Isn’t this the way that sin works? A little crack, a little glitch and, before you know it, what starts out as small ‘leaks’ of sin – thoughts, words; a little winking at sin – can suddenly become a tidal wave of open, outright disobedience towards the God we own as Saviour and Lord.
Sin can explode and expand to devastate not only us, but those around us that we cherish. Before we know it, we are wringing our hands in despair and crying out ‘I never expected a disaster of this magnitude’.
The contagion of unchecked sin, like oil on water, cannot be easily contained or cleaned up. Jerry Bridges, in his book Respectable sins: confronting the sins we tolerate, outlines this point clearly, as he encourages Christians to train their minds in Christ and deal with the little leaks of sin, whether it is condoning gossip, fudging tax returns or lying to people, by remaining silent when we should speak out.
All the detergents, oil dissolvers, and other expedients being employed in the Gulf of Mexico are having some positive effect, but the clean-up is very slow. And no environmental plan or compensation payment can make up for the tragic loss of human life.
Just so, no attempt to clean up our lives in our own strength can ever be effectual when it comes to rooting out and destroying sin. While the Bible gives us personal responsibility to seek a righteous life (Leviticus 11:44), it also reveals the essential role of the Holy Spirit in sanctifying us. Without him we can do nothing.
Christ as Saviour and Lord is the only one able to ‘cap the well’ of sin that would otherwise gush out uncontrollably (Matthew 15:18-20).
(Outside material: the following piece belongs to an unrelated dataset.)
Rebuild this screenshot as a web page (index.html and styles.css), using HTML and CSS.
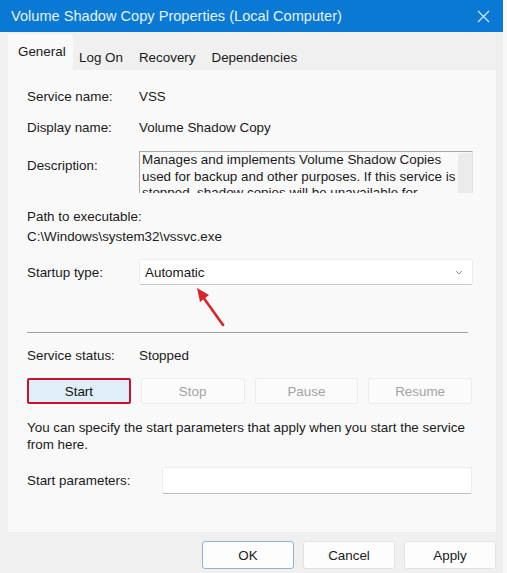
FILE: index.html
```html
<!DOCTYPE html>
<html>
<head>
<meta charset="utf-8">
<link rel="stylesheet" href="styles.css">
</head>
<body>
<div class="window">
  <div class="titlebar">
    <span class="title">Volume Shadow Copy Properties (Local Computer)</span>
    <svg class="close" width="13" height="13" viewBox="0 0 13 13"><path d="M1 1 L12 12 M12 1 L1 12" stroke="#cfe6fb" stroke-width="1.3" fill="none"/></svg>
  </div>
  <div class="tabs">
    <div class="tab active">General</div>
    <div class="tab">Log On</div>
    <div class="tab">Recovery</div>
    <div class="tab">Dependencies</div>
  </div>
  <div class="panel">
    <div class="row r-name"><span class="label">Service name:</span><span>VSS</span></div>
    <div class="row r-display"><span class="label">Display name:</span><span>Volume Shadow Copy</span></div>
    <div class="row r-desc">
      <span class="label desc-label">Description:</span>
      <div class="descbox">
        <div class="desctext">Manages and implements Volume Shadow Copies used for backup and other purposes. If this service is stopped, shadow copies will be unavailable for backup and the backup may fail.</div>
        <div class="scroll"></div>
      </div>
    </div>
    <div class="line r-path">Path to executable:</div>
    <div class="line r-pathval">C:\Windows\system32\vssvc.exe</div>
    <div class="row r-startup">
      <span class="label">Startup type:</span>
      <div class="select">
        <span>Automatic</span>
        <svg class="chev" width="8" height="5" viewBox="0 0 8 5"><path d="M1 1 L4 4 L7 1" stroke="#9a9a9a" stroke-width="1" fill="none"/></svg>
      </div>
    </div>
    <div class="arrowzone">
      <svg class="arrow" width="40" height="44" viewBox="0 0 40 44">
        <path d="M34 40 L14 12" stroke="#d8232a" stroke-width="2.6" stroke-linecap="round" fill="none"/>
        <path d="M8 3 L20 10 L11 17 Z" fill="#d8232a"/>
      </svg>
    </div>
    <div class="sep"></div>
    <div class="row r-status"><span class="label">Service status:</span><span>Stopped</span></div>
    <div class="buttons">
      <div class="btn start">Start</div>
      <div class="btn disabled">Stop</div>
      <div class="btn disabled">Pause</div>
      <div class="btn disabled">Resume</div>
    </div>
    <div class="info">You can specify the start parameters that apply when you start the service from here.</div>
    <div class="row r-params">
      <span class="label params-label">Start parameters:</span>
      <div class="input"></div>
    </div>
  </div>
  <div class="footer">
    <div class="fbtn ok">OK</div>
    <div class="fbtn">Cancel</div>
    <div class="fbtn">Apply</div>
  </div>
</div>
</body>
</html>
```
FILE: styles.css
```css
* { box-sizing: border-box; }
html, body { margin: 0; padding: 0; }
body {
  font-family: "Liberation Sans", Arial, sans-serif;
  font-size: 13.4px;
  color: #1a1a1a;
  background: #f8f8f8;
}
.window {
  width: 503px;
  height: 573px;
  background: #f0f0f0;
  display: flex;
  flex-direction: column;
}
.titlebar {
  height: 32px;
  background: #0a79d3;
  display: flex;
  align-items: center;
  justify-content: space-between;
  padding: 0 13px 0 11px;
  flex: none;
}
.title {
  color: #e4f2ff;
  font-size: 14.6px;
}
.tabs {
  height: 38px;
  display: flex;
  align-items: flex-end;
  padding-left: 8px;
  flex: none;
}
.tab {
  height: 34px;
  padding: 0 8px;
  display: flex;
  align-items: center;
  padding-top: 8px;
  color: #1a1a1a;
}
.tab.active {
  background: #f9f9f9;
  width: 65px;
  padding: 0 0 2px 10px;
  height: 36px;
}
.tab:nth-child(2) { padding-left: 6px; padding-right: 8px; }
.tab:nth-child(3) { padding-left: 8px; padding-right: 8px; }
.tab:nth-child(4) { padding-left: 8px; }
.panel {
  margin: 0 7px 0 8px;
  height: 462px;
  background: #f9f9f9;
  padding: 18px 0 0 19px;
  flex: none;
  position: relative;
}
.row { display: flex; align-items: center; line-height: 17px; }
.label { width: 112px; flex: none; }
.line { line-height: 17px; }
.r-display { margin-top: 14px; }
.r-desc { margin-top: 15px; align-items: flex-start; }
.desc-label { margin-top: 6px; }
.descbox {
  width: 334px;
  height: 42px;
  border-top: 1px solid #a9a9a9;
  border-left: 1px solid #a9a9a9;
  border-right: 1px solid #e2e2e2;
  display: flex;
  overflow: hidden;
  background: #f9f9f9;
}
.desctext {
  width: 318px;
  padding: 0 0 0 2px;
  line-height: 16.5px;
  flex: none;
}
.scroll {
  flex: 1;
  background: #ebebeb;
  margin-top: 1px;
}
.r-path { margin-top: 15px; }
.r-pathval { margin-top: 3px; }
.r-startup { margin-top: 14px; }
.select {
  width: 334px;
  height: 26px;
  background: #ffffff;
  border: 1px solid #ececec;
  border-bottom: 1px solid #c9c9c9;
  border-radius: 2px;
  display: flex;
  align-items: center;
  justify-content: space-between;
  padding: 0 9px 0 5px;
}
.arrowzone {
  height: 47px;
  position: relative;
}
.arrow {
  position: absolute;
  left: 162px;
  top: 0;
}
.sep {
  width: 441px;
  height: 1px;
  background: #a0a0a0;
}
.r-status { margin-top: 14px; }
.buttons {
  margin-top: 14px;
  display: flex;
  gap: 10px;
  width: 445px;
}
.btn {
  width: 104px;
  height: 26px;
  display: flex;
  align-items: center;
  justify-content: center;
  border: 1px solid #ececec;
  background: #fbfbfb;
  border-radius: 2px;
}
.btn.disabled { color: #a3a3a3; }
.btn.start {
  background: #e0eef9;
  border: 2px solid #c8112c;
  color: #111;
}
.info {
  margin-top: 15px;
  line-height: 17px;
  width: 450px;
}
.r-params { margin-top: 14px; }
.params-label { width: 135px; }
.input {
  width: 310px;
  height: 27px;
  background: #fff;
  border: 1px solid #ededed;
  border-bottom: 1px solid #bfbfbf;
  border-radius: 2px;
}
.footer {
  display: flex;
  justify-content: flex-end;
  gap: 9px;
  padding: 9px 7px 0 0;
}
.fbtn {
  width: 92px;
  height: 28px;
  display: flex;
  align-items: center;
  justify-content: center;
  background: #fdfdfd;
  border: 1px solid #e3e3e3;
  border-radius: 3px;
}
.fbtn.ok { border-color: #8fb1cf; }
```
Without Christ, our best efforts are nothing but ‘filthy rags’ (Isaiah 64: 6).
For the born again Christian, salvation is secure. As Paul said, ‘death no longer has dominion over him’ (Romans 6:9b), for he has died to sin. Christ has set us free from the power of sin and death in our lives.
But our besetting sins with their tiny leaks can stop us being more Christ-like, and can all too easily turn into a flood. We must go to Jesus to clean up these too – the small ‘respectable’ sins of gossip, wrongful thoughts and tiny lies. What can wash away my sin? Nothing, but the blood of Jesus!